Niet schreeuwen, ten hoogste – wat de vrouwen betreft – in stilte “schreeuwen” (wenen, nog zo’n woord dat ook in West-Vlaanderen bekend is), het lot gelaten dragen zonder daarover druk te doen, en helpen waar het kan zonder je daar op voor te laten staan, zijn inderdaad een Leitmotiv in dit verhaal. Als het huis van de schrijnwerker afbrandt, dan is er geen gejammer: de bok, die in het vuur gebleven is, wordt beklaagd, maar de kinderen zijn gered, er wordt onderdak geregeld, en van de heropbouw wordt meteen werk gemaakt. Als de notaris zijn einde ziet naderen, praat hij nog wel veel, zoals hij altijd gedaan heeft, maar hij voelt nog steeds geen enkele neiging het geloof van zijn vriend de pastoor te omarmen, zichzelf te bepraten. Als Mieke Vuil niet in staat is te biechten vooraleer het Heilig Oliesel te ontvangen, geeft de pastoor haar tóch de absolutie: “De goede wil wint den hemel ook voor de simpelste.” Alleen tegen jaloezie kan niks op. Al is het dan jaloezie om niks.

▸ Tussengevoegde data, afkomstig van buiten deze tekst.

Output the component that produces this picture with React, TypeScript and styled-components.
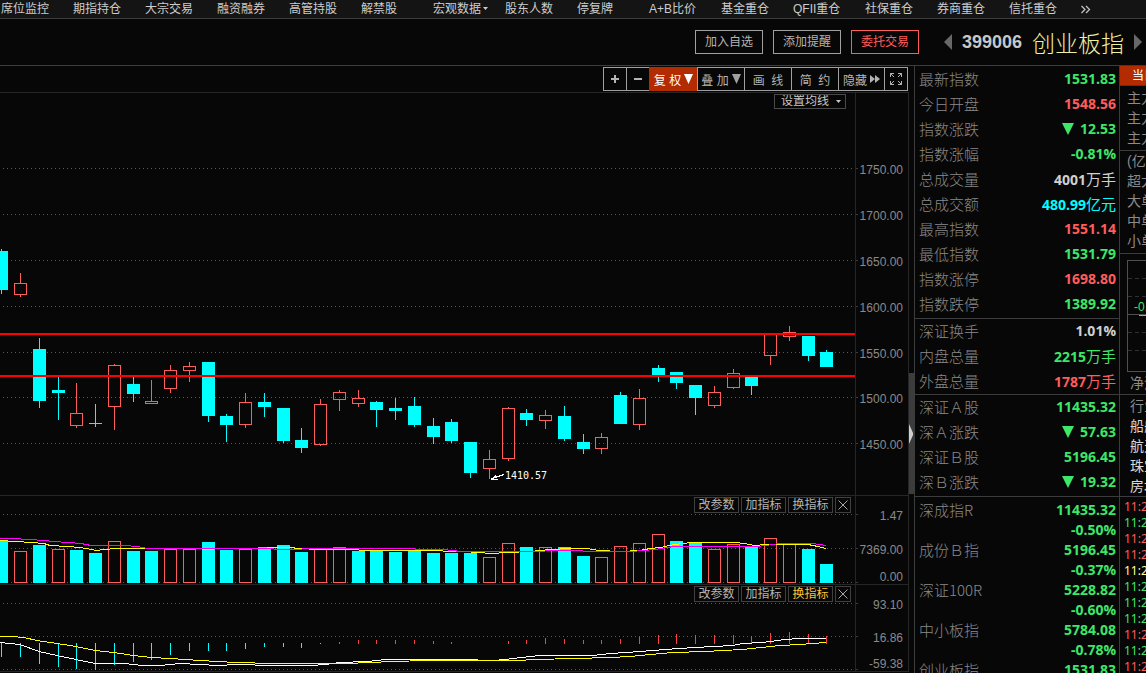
import React from "react";
import styled, { createGlobalStyle } from "styled-components";

const UP = "#ff5c5c";
const DOWN = "#3ee66a";
const CYAN = "#00ffff";
const LINE = "#3c3c3c";
const FAINT = "#262626";

const GlobalStyle = createGlobalStyle`
  * { box-sizing: border-box; }
  html, body { margin: 0; background: #070707; }
  body, button, select {
    font-family: "Liberation Sans", "Noto Sans CJK SC", sans-serif;
    font-size: 12px;
  }
  button, select { margin: 0; padding: 0; cursor: pointer; white-space: pre; }
  a { color: inherit; text-decoration: none; }
`;

const Page = styled.div`
  height: 100vh;
  overflow: hidden;
  color: #c8c8c8;
  display: flex;
  flex-direction: column;
`;

const Nav = styled.nav`
  flex: none;
  height: 19px;
  overflow: hidden;
  display: grid;
  grid-template-columns: repeat(15, 72px) 1fr;
  padding-left: 1px;
  background: #141414;
  border-bottom: 1px solid ${LINE};
`;

const NavLink = styled.a`
  line-height: 16px;
  white-space: nowrap;
  color: #cccccc;
  display: flex;
  align-items: center;
`;

const Header = styled.header`
  flex: none;
  height: 47px;
  display: flex;
  align-items: center;
  justify-content: flex-end;
  padding-right: 3px;
  border-bottom: 1px solid ${LINE};
`;

const Actions = styled.div`
  display: flex;
  gap: 10px;
  margin-right: 24px;
`;

const ActionButton = styled.button<{ $accent?: boolean }>`
  width: 68px;
  height: 24px;
  line-height: 22px;
  background: transparent;
  color: ${(p) => (p.$accent ? UP : "#b4b4b4")};
  border: 1px solid ${(p) => (p.$accent ? UP : "#a0a0a0")};
`;

const Stock = styled.div`
  display: flex;
  align-items: center;
  gap: 10px;
`;

const IconButton = styled.button`
  display: flex;
  border: 0;
  background: none;
`;

const Code = styled.strong`
  font-size: 18px;
  line-height: 24px;
  color: #c8c8c8;
`;

const Name = styled.h1`
  margin: 0;
  font-family: "Noto Sans CJK SC", sans-serif;
  font-size: 23px;
  font-weight: 300;
  line-height: 30px;
  color: #f2efa0;
`;

const Body = styled.main`
  flex: 1;
  min-height: 0;
  display: grid;
  grid-template-columns: minmax(0, 1fr) 5px 206px 26px;
`;

const Column = styled.section`
  min-width: 0;
  overflow: hidden;
`;

const Toolbar = styled.div`
  display: flex;
  justify-content: flex-end;
  padding: 1px 1px 1px 0;
  border-bottom: 1px solid ${FAINT};
`;

const ToolButton = styled.button<{ $w: number; $active?: boolean }>`
  width: ${(p) => p.$w}px;
  height: 24px;
  display: flex;
  align-items: center;
  justify-content: center;
  gap: 3px;
  color: ${(p) => (p.$active ? "#ffffff" : "#b4b4b4")};
  background: ${(p) => (p.$active ? "#b32b00" : "transparent")};
  border: 1px solid #a0a0a0;
  border-color: ${(p) => (p.$active ? "#b32b00" : "#a0a0a0")};
  border-right-width: 0;
  &:last-child { border-right-width: 1px; }
`;

const Pane = styled.div`
  position: relative;
  border-right: 1px solid ${FAINT};
  border-bottom: 1px solid ${FAINT};
`;

const Plot = styled.svg<{ $h: number }>`
  display: block;
  width: 100%;
  height: ${(p) => p.$h}px;
`;

const AverageSelect = styled.label`
  position: absolute;
  top: 1px;
  right: 62px;
  display: flex;
  align-items: center;
  width: 72px;
  height: 15px;
  padding-right: 4px;
  border: 1px solid #4a4a4a;
  background: #070707;
  select {
    appearance: none;
    flex: 1;
    border: 0;
    padding-left: 6px;
    line-height: 13px;
    background: transparent;
    color: #c8c8c8;
  }
`;

const PaneTools = styled.div`
  position: absolute;
  top: 1px;
  right: 57px;
  display: flex;
  gap: 2px;
`;

const PaneButton = styled.button<{ $active?: boolean; $icon?: boolean }>`
  width: ${(p) => (p.$icon ? 16 : 45)}px;
  height: 16px;
  display: flex;
  align-items: center;
  justify-content: center;
  line-height: 16px;
  border: 1px solid #404040;
  background: #070707;
  color: ${(p) => (p.$active ? "#ffc232" : "#b4b4b4")};
`;

const Rail = styled.div`
  height: 495px;
  padding-top: 307px;
  display: flex;
  flex-direction: column;
  overflow: hidden;
`;

const RailThumb = styled.button`
  flex: none;
  display: flex;
  align-items: center;
  width: 5px;
  height: 121px;
  border: 0;
  background: ${LINE};
`;

const Quotes = styled(Column)`
  border-left: 1px solid ${LINE};
  border-right: 1px solid ${LINE};
`;

const QuoteGroup = styled.dl<{ $top?: number; $bottom?: number }>`
  margin: 0;
  padding: ${(p) => p.$top ?? 0}px 3px ${(p) => p.$bottom ?? 0}px 4px;
  border-bottom: 1px solid ${LINE};
`;

const QuoteRow = styled.div<{ $h: number }>`
  display: flex;
  justify-content: space-between;
  align-items: flex-start;
  height: ${(p) => p.$h}px;
  line-height: ${(p) => (p.$h > 20 ? p.$h - 2 : p.$h)}px;
`;

const Label = styled.dt`
  font-family: "Noto Sans CJK SC", sans-serif;
  font-size: 15px;
  font-weight: 300;
  color: #8a8a8a;
`;

const Value = styled.dd<{ $c: string }>`
  margin: 0;
  display: flex;
  align-items: center;
  gap: 6px;
  font-family: "Open Sans", "Noto Sans CJK SC", sans-serif;
  font-size: 14px;
  font-weight: 700;
  color: ${(p) => p.$c};
`;

const Unit = styled.span`
  font-family: "Noto Sans CJK SC", sans-serif;
  font-size: 15px;
  font-weight: 400;
`;

const Flow = styled(Column)`
  white-space: nowrap;
`;

const FlowTab = styled.button`
  display: block;
  width: 60px;
  height: 20px;
  padding-left: 12px;
  margin-bottom: 2px;
  text-align: left;
  line-height: 18px;
  border: 0;
  border-bottom: 1px solid ${LINE};
  background: #b32b00;
  color: #ffffff;
`;

const FlowGroup = styled.div<{ $h: number; $top?: number }>`
  height: ${(p) => p.$h}px;
  padding-left: 7px;
  padding-top: ${(p) => p.$top ?? 0}px;
  border-bottom: 1px solid ${LINE};
`;

const FlowText = styled.div<{ $bright?: boolean; $indent?: boolean }>`
  height: 20px;
  line-height: 20px;
  font-size: 14px;
  color: ${(p) => (p.$bright ? "#d8d8d8" : "#8a8a8a")};
  padding-left: ${(p) => (p.$bright || p.$indent ? 3 : 0)}px;
`;

const FlowChart = styled.svg`
  display: block;
`;

const Times = styled.ol`
  margin: 0;
  padding: 2px 0 0 4px;
  list-style: none;
`;

const Time = styled.li<{ $c: string }>`
  height: 16px;
  line-height: 16px;
  font-size: 12px;
  font-family: "Noto Sans", sans-serif;
  color: ${(p) => p.$c};
`;

const navItems = [
  "席位监控", "期指持仓", "大宗交易", "融资融券", "高管持股", "解禁股", "宏观数据", "股东人数",
  "停复牌", "A+B比价", "基金重仓", "QFII重仓", "社保重仓", "券商重仓", "信托重仓",
];

type Candle = [up: 0 | 1, high: number, top: number, bottom: number, low: number];

// One entry per trading day: direction, upper wick, body top, body bottom, lower wick.
const candles: Candle[] = [
  [0, 249, 251, 290, 294], [1, 273, 283, 295, 297], [0, 338, 349, 401, 408], [0, 377, 390, 393, 420],
  [1, 383, 413, 426, 428], [0, 404, 423, 424, 427], [1, 364, 365, 407, 430], [0, 376, 384, 394, 402],
  [1, 380, 401, 404, 404], [1, 365, 370, 389, 393], [1, 362, 366, 371, 382], [0, 362, 362, 416, 422],
  [0, 414, 416, 425, 442], [1, 393, 402, 425, 428], [0, 393, 402, 407, 417], [0, 408, 408, 441, 443],
  [0, 428, 440, 448, 453], [1, 399, 404, 445, 446], [1, 390, 392, 400, 411], [1, 390, 398, 404, 407],
  [0, 401, 402, 410, 427], [0, 398, 408, 411, 420], [0, 397, 406, 425, 427], [0, 418, 426, 437, 444],
  [0, 419, 422, 441, 443], [0, 442, 442, 473, 478], [1, 450, 459, 469, 479], [1, 407, 408, 459, 461],
  [0, 409, 413, 420, 426], [1, 410, 415, 421, 429], [0, 406, 416, 439, 441], [0, 434, 442, 449, 454],
  [1, 433, 437, 449, 454], [0, 392, 395, 424, 424], [1, 389, 398, 425, 430], [0, 365, 368, 376, 382],
  [0, 372, 372, 383, 389], [0, 385, 385, 398, 415], [1, 386, 392, 406, 408], [1, 369, 373, 388, 389],
  [0, 376, 376, 386, 395], [1, 334, 334, 356, 365], [1, 326, 332, 337, 341], [0, 336, 336, 356, 361],
  [0, 350, 352, 367, 367],
];

// Positive tops are rising volume (hollow), negative are falling (solid).
const volumes = [
  -540, 551, -545, 549, -550, -553, 541, -551, -551, 549, 549, -542, -550, 549, -547, -545, -552, 549,
  547, -551, -551, -552, -550, -553, -553, -553, 557, 543, -547, 547, -547, -556, 557, 546, 543, 534,
  -541, -542, 549, 544, -547, 538, 544, -549, -564,
];

const momentum = [
  657, 657, 664, 667, 669, 670, 665, 662, 660, 655, 651, 651, 651, 649, 647, 647, 648, 644, 642, 640,
  640, 640, 640, 641, 642, 0, 0, 641, 640, 638, 639, 640, 640, 639, 637, 635, 634, 635, 635, 635, 636,
  633, 632, 634, 636,
];

const center = (i: number) => Math.floor(1.8 + 18.75 * i);

const fastMA =
  "0,540 16,541 32,542 44,543 50,545 68,546 80,547 92,549 96,550 104,549 116,548 180,548 198,548 206,549 222,548 254,548 280,547 292,547 297,548 320,549 349,549 368,550 424,550 461,551 480,552 490,553 508,552 530,551 550,549 570,548 587,548 599,550 620,551 640,550 650,548 661,547 669,545 683,543 691,542 736,542 744,543 755,545 766,544 808,544 818,546 826,548";
const slowMA =
  "0,538 11,538 30,539 44,540 54,541 68,542 81,543 91,545 124,545 138,546 147,548 199,548 255,548 293,549 311,548 386,548 443,549 461,551 536,551 555,550 574,550 592,551 630,551 644,550 654,549 663,548 673,546 756,546 766,545 780,543 812,543 826,545";
const dea =
  "0,636 11,636 24,637 37,640 57,643 76,646 95,650 114,652 133,655 151,657 170,658 200,660 236,662 274,663 350,663 367,662 424,660 517,660 536,659 574,658 611,657 630,656 640,655 673,652 705,651 742,649 761,647 780,645 800,644 813,643 826,642";
const dif =
  "0,642 20,644 39,651 57,655 76,659 95,663 124,663 143,665 160,665 180,663 199,664 218,665 236,664 274,665 311,665 325,664 340,662 367,661 386,659 461,659 494,660 505,659 530,656 541,655 592,655 611,653 640,651 665,649 695,647 733,645 742,643 762,642 770,641 785,639 800,638 826,638";

function Grid({ rows }: { rows: number[] }) {
  return (
    <g>
      {rows.map((y) => (
        <g key={y}>
          <line x1="3" x2="854" y1={y + 0.5} y2={y + 0.5} stroke="#585858" strokeDasharray="1 3" />
          <line x1="856" x2="858" y1={y + 0.5} y2={y + 0.5} stroke={LINE} />
        </g>
      ))}
    </g>
  );
}

function Scale({ labels }: { labels: [string, number][] }) {
  return (
    <g fill="#8a8a8a" fontSize="12" textAnchor="end">
      {labels.map(([t, y]) => (
        <text key={t} x="903" y={y}>{t}</text>
      ))}
    </g>
  );
}

function Block({ i, up, top, bottom }: { i: number; up: boolean; top: number; bottom: number }) {
  const x = center(i) - 6;
  return up ? (
    <rect x={x + 0.5} y={top + 0.5} width="12" height={bottom - top - 1} fill="none" stroke={UP} />
  ) : (
    <rect x={x} y={top} width="13" height={bottom - top} fill={CYAN} />
  );
}

function PaneMenu({ highlight }: { highlight?: boolean }) {
  return (
    <PaneTools>
      <PaneButton>改参数</PaneButton>
      <PaneButton>加指标</PaneButton>
      <PaneButton $active={highlight}>换指标</PaneButton>
      <PaneButton $icon aria-label="关闭">
        <svg width="10" height="10" viewBox="0 0 10 10">
          <path d="M0.5 0.5L9.5 9.5M9.5 0.5L0.5 9.5" stroke="#a8a8a8" />
        </svg>
      </PaneButton>
    </PaneTools>
  );
}

const Down = ({ w, h, c }: { w: number; h: number; c: string }) => (
  <svg width={w} height={h} viewBox="0 0 10 10" preserveAspectRatio="none">
    <path d="M0 0H10L5 10Z" fill={c} />
  </svg>
);

type Quote = { label: string; value: string; color: string; unit?: string; arrow?: boolean };
const q = (label: string, value: string, color: string, unit?: string, arrow?: boolean): Quote => ({
  label, value, color, unit, arrow,
});

const quoteGroups: { rows: Quote[]; top: number; bottom: number }[] = [
  {
    top: 1,
    bottom: 1,
    rows: [
      q("最新指数", "1531.83", DOWN), q("今日开盘", "1548.56", UP), q("指数涨跌", "12.53", DOWN, "", true),
      q("指数涨幅", "-0.81%", DOWN), q("总成交量", "4001", "#d0d0d0", "万手"),
      q("总成交额", "480.99", CYAN, "亿元"), q("最高指数", "1551.14", UP), q("最低指数", "1531.79", DOWN),
      q("指数涨停", "1698.80", UP), q("指数跌停", "1389.92", DOWN),
    ],
  },
  {
    top: 0,
    bottom: 0,
    rows: [
      q("深证换手", "1.01%", "#d0d0d0"), q("内盘总量", "2215", DOWN, "万手"), q("外盘总量", "1787", UP, "万手"),
    ],
  },
  {
    top: 0,
    bottom: 1,
    rows: [
      q("深证Ａ股", "11435.32", DOWN), q("深Ａ涨跌", "57.63", DOWN, "", true),
      q("深证Ｂ股", "5196.45", DOWN), q("深Ｂ涨跌", "19.32", DOWN, "", true),
    ],
  },
];

const indices = [
  ["深成指R", "11435.32"], ["", "-0.50%"], ["成份Ｂ指", "5196.45"], ["", "-0.37%"], ["深证100R", "5228.82"],
  ["", "-0.60%"], ["中小板指", "5784.08"], ["", "-0.78%"], ["创业板指", "1531.83"],
];

const times = [UP, DOWN, UP, UP, "#ffff9c", DOWN, DOWN, DOWN, UP, DOWN, UP];

export default function App() {
  return (
    <Page>
      <GlobalStyle />
      <Nav>
        {navItems.map((t) => (
          <NavLink href="#" key={t}>
            {t}
            {t === "宏观数据" && (
              <svg width="8" height="4" viewBox="0 0 8 4"><path d="M2 0H7L4.500 3Z" fill="#ccc" /></svg>
            )}
          </NavLink>
        ))}
        <NavLink href="#" aria-label="更多">
          <svg width="10" height="9" viewBox="0 0 10 9">
            <path d="M0.500 1L4 4.500L0.500 8M5 1L8.500 4.500L5 8" fill="none" stroke="#c0c0c0" strokeWidth="1.3" />
          </svg>
        </NavLink>
      </Nav>
      <Header>
        <Actions>
          <ActionButton>加入自选</ActionButton>
          <ActionButton>添加提醒</ActionButton>
          <ActionButton $accent>委托交易</ActionButton>
        </Actions>
        <Stock>
          <IconButton aria-label="上一个">
            <svg width="9" height="16" viewBox="0 0 9 16"><path d="M9 0V16L1 8Z" fill="#686868" /></svg>
          </IconButton>
          <Code>399006</Code>
          <Name>创业板指</Name>
          <IconButton aria-label="下一个">
            <svg width="9" height="16" viewBox="0 0 9 16"><path d="M0 0V16L8 8Z" fill="#686868" /></svg>
          </IconButton>
        </Stock>
      </Header>
      <Body>
        <Column>
          <Toolbar>
            <ToolButton $w={23} aria-label="放大">
              <svg width="8" height="8" viewBox="0 0 8 8"><path d="M4 0V8M0 4H8" stroke="#b4b4b4" strokeWidth="2" /></svg>
            </ToolButton>
            <ToolButton $w={23} aria-label="缩小">
              <svg width="8" height="8" viewBox="0 0 8 8"><path d="M0 4H8" stroke="#b4b4b4" strokeWidth="2" /></svg>
            </ToolButton>
            <ToolButton $w={48} $active>复 权<Down w={9} h={10} c="#fff" /></ToolButton>
            <ToolButton $w={47}>叠 加<Down w={9} h={10} c="#a0a0a0" /></ToolButton>
            <ToolButton $w={47}>{"画  线"}</ToolButton>
            <ToolButton $w={47}>{"简  约"}</ToolButton>
            <ToolButton $w={46}>
              隐藏
              <svg width="10" height="8" viewBox="0 0 10 8"><path d="M0 0L5 4L0 8ZM5 0L10 4L5 8Z" fill="#b4b4b4" /></svg>
            </ToolButton>
            <ToolButton $w={24} aria-label="全屏">
              <svg width="12" height="12" viewBox="0 0 12 12">
                <path
                  d="M0.500 4V0.500H4M8 0.500H11.500V4M11.500 8V11.500H8M4 11.500H0.500V8M0.500 0.500L4 4M11.500 0.500L8 4M11.500 11.500L8 8M0.500 11.500L4 8"
                  fill="none" stroke="#b4b4b4"
                />
              </svg>
            </ToolButton>
          </Toolbar>

          <Pane>
            <Plot $h={402} viewBox="0 93 908 402" preserveAspectRatio="xMaxYMin meet" shapeRendering="crispEdges">
              <Grid rows={[168, 214, 260, 306, 352, 397, 443]} />
              <line x1="855.5" x2="855.5" y1="93" y2="495" stroke={FAINT} />
              {candles.map(([up, high, top, bottom, low], i) => {
                const x = center(i) + 0.5;
                return (
                  <g key={i}>
                    <path d={`M${x} ${high}V${top}M${x} ${bottom}V${low}`} stroke={up ? UP : CYAN} />
                    <Block i={i} up={!!up} top={top} bottom={bottom} />
                  </g>
                );
              })}
              <path d="M0 334H855M0 376H855" stroke="#ff0000" strokeWidth="2" />
              <path d="M504 474.500L492 478.500M491 479.500L496 475.500M491 479.500H498" stroke="#fff" fill="none" />
              <text x="505" y="479" fill="#fff" fontSize="10" fontFamily="DejaVu Sans Mono, monospace">1410.57</text>
              <Scale
                labels={[
                  ["1750.00", 174], ["1700.00", 220], ["1650.00", 266], ["1600.00", 312], ["1550.00", 358],
                  ["1500.00", 403], ["1450.00", 449],
                ]}
              />
            </Plot>
            <AverageSelect>
              <select aria-label="设置均线"><option>设置均线</option></select>
              <svg width="5" height="3" viewBox="0 0 5 3"><path d="M0 0H5L2.500 3Z" fill="#c8c8c8" /></svg>
            </AverageSelect>
          </Pane>

          <Pane>
            <Plot $h={88} viewBox="0 496 908 88" preserveAspectRatio="xMaxYMin meet" shapeRendering="crispEdges">
              <Grid rows={[514, 548, 582]} />
              <line x1="855.5" x2="855.5" y1="496" y2="584" stroke={FAINT} />
              {volumes.map((v, i) => (
                <Block key={i} i={i} up={v > 0} top={Math.abs(v)} bottom={583} />
              ))}
              <g fill="none" transform="translate(0 0.5)">
                <polyline points={fastMA} stroke="#ffff00" />
                <polyline points={slowMA} stroke="#ff00ff" />
              </g>
              <Scale labels={[["1.47", 520], ["7369.00", 554], ["0.00", 581]]} />
            </Plot>
            <PaneMenu />
          </Pane>

          <Pane>
            <Plot $h={86} viewBox="0 585 908 86" preserveAspectRatio="xMaxYMin meet" shapeRendering="crispEdges">
              <Grid rows={[603, 636, 669]} />
              <line x1="855.5" x2="855.5" y1="585" y2="671" stroke={FAINT} />
              {momentum.map((v, i) =>
                v === 0 ? null : (
                  <line
                    key={i} x1={center(i) + 0.5} x2={center(i) + 0.5} y1={i < 18 ? 643 : 644} y2={v}
                    stroke={i < 18 ? CYAN : "#ff4040"}
                  />
                ),
              )}
              <g fill="none" transform="translate(0 0.5)">
                <polyline points={dif} stroke="#ffffff" />
                <polyline points={dea} stroke="#ffff00" />
              </g>
              <Scale labels={[["93.10", 609], ["16.86", 642], ["-59.38", 668]]} />
            </Plot>
            <PaneMenu highlight />
          </Pane>
        </Column>

        <Rail>
          <RailThumb aria-label="收起侧栏">
            <svg width="4" height="20" viewBox="0 0 4 20"><path d="M0 0L4 9V11L0 20Z" fill="#d0d0d0" /></svg>
          </RailThumb>
        </Rail>

        <Quotes>
          {quoteGroups.map((g, n) => (
            <QuoteGroup key={n} $top={g.top} $bottom={g.bottom}>
              {g.rows.map((r) => (
                <QuoteRow $h={25} key={r.label}>
                  <Label>{r.label}</Label>
                  <Value $c={r.color}>
                    {r.arrow && <Down w={12} h={12} c={DOWN} />}
                    <span>{r.value}{r.unit && <Unit>{r.unit}</Unit>}</span>
                  </Value>
                </QuoteRow>
              ))}
            </QuoteGroup>
          ))}
          <QuoteGroup $top={3}>
            {indices.map(([label, value], i) => (
              <QuoteRow $h={20} key={i}>
                <Label>{label}</Label>
                <Value $c={DOWN}>{value}</Value>
              </QuoteRow>
            ))}
          </QuoteGroup>
        </Quotes>

        <Flow>
          <FlowTab>当日</FlowTab>
          <FlowGroup $h={63}>
            <FlowText>主力</FlowText>
            <FlowText>主力</FlowText>
            <FlowText>主力</FlowText>
          </FlowGroup>
          <FlowGroup $h={103}>
            <FlowText>(亿元)</FlowText>
            <FlowText>超大单</FlowText>
            <FlowText>大单</FlowText>
            <FlowText>中单</FlowText>
            <FlowText>小单</FlowText>
          </FlowGroup>
          <FlowGroup $h={141}>
            <FlowChart width="60" height="119" viewBox="0 0 60 119" shapeRendering="crispEdges">
              <path d="M60 6.500H0.500V117.500H60M0 60.500H60" fill="none" stroke="#505050" />
              <path d="M1 24.500H60M1 42.500H60M1 78.500H60M1 96.500H60" stroke="#303030" strokeDasharray="4 3" />
              <path d="M12 61.500H60" stroke={DOWN} />
              <text x="7" y="57" fill={DOWN} fontSize="12">-0.5</text>
            </FlowChart>
            <FlowText $indent>净流</FlowText>
          </FlowGroup>
          <FlowGroup $h={102} $top={1}>
            <FlowText $indent>行业</FlowText>
            {["船舶", "航天", "珠宝", "房地"].map((t) => (
              <FlowText $bright key={t}>{t}</FlowText>
            ))}
          </FlowGroup>
          <Times>
            {times.map((c, i) => (
              <Time $c={c} key={i}>11:2</Time>
            ))}
          </Times>
        </Flow>
      </Body>
    </Page>
  );
}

Dié jaloezie doet een wereld instorten, maar ook die instorting kan niet verhinderen dat het leven verder gaat. “Wij wandelen schreiend en lachend naar den dood door den nood en de vreugd der dagen. Aan elke hemelkim, aan de grenzen van den tijd wenkt en komt de dood en vervult ons leven”, besluit Coolen. Een mooi besluit ook van deze boekbespreking.